Superior Court Litigation:
OLRCB was again engaged in a moderate amount of litigation activity in DC Superior Court. It was involved in six (6) cases in Superior Court in FY 2012 as compared with eight (8) in FY 2011 The majority of these cases related to ongoing disputes regarding the appropriateness of Motions to Stay arbitration where issues of substantive arbitrability were in question. The District has taken an assertive stance regarding the impropriety of arbitrating disputes relating to reductions in force and other matters expressly excluded by statute from bargaining so far with mixed results. However, the most recent trend has been encouraging as in one recent arbitration decision involving a RIF at the Child & Family Services Agency (CFSA), the arbitrator agreed with management and dismissed arbitration as improper as it was an attempt to litigate a substantively inarbitrable matter.

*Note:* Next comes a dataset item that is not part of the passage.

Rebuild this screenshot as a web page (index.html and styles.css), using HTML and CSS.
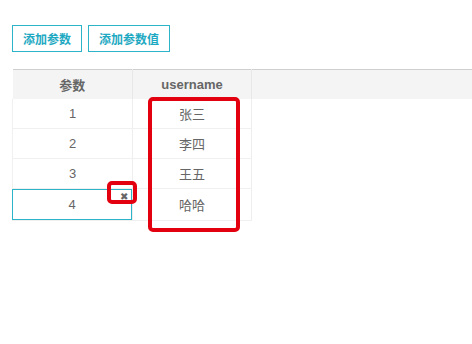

There are related pending proceedings before an arbitrator relating to two similar RIFs conducted by DC Public Schools (DCPS) and management is guardedly optimistic that the arbitrator will hold in its favor and likewise find the matter inarbitrable. Related proceedings in DC Court of Appeals were argued by the Office of the Solicitor General in February 2013 and some additional clarity on these issues should be forthcoming from the Court later in FY 2013.
OLRCB Advice & Counsel:
OLRCB attorneys provide advice and counseling to agencies and help agencies adheres to the collective bargaining agreements, labor law and District policies. Attorneys also negotiate transfers of new bargaining units from non-union to union pay schedules and are the point of contact for the unions on a variety of issues. Often, when an agency labor liaison and a union representative can no longer communicate, it is the OLRCB attorney who defuses the situation and finds solutions acceptable to both parties.
Research, Training and Citywide Initiatives Unit:
The Research, Training and City-wide Initiatives Unit is responsible for conducting research and analysis necessary to support management’s position during negotiations, whether for compensation, terms and conditions of employment, or during impact and effects bargaining; providing training to agencies regarding the labor relations program and the statutory and contractual obligations which emanate from DC law and the collective bargaining agreements; developing, implementing and administering citywide Labor-Management Initiatives such as the Joint Labor-Management Classification and Compensation Reform Taskforce, the Negotiated Employee Assistance Home Purchase Program, the Commuter Benefit Program and Retirement Reform efforts.
Administrative and Program Support Unit:
The Administrative and Program Support Unit is responsible for program support to the Negotiation and Litigation Units and human resources, contracting and procurement, and other related customer and operational services for OLRCB personnel and the office.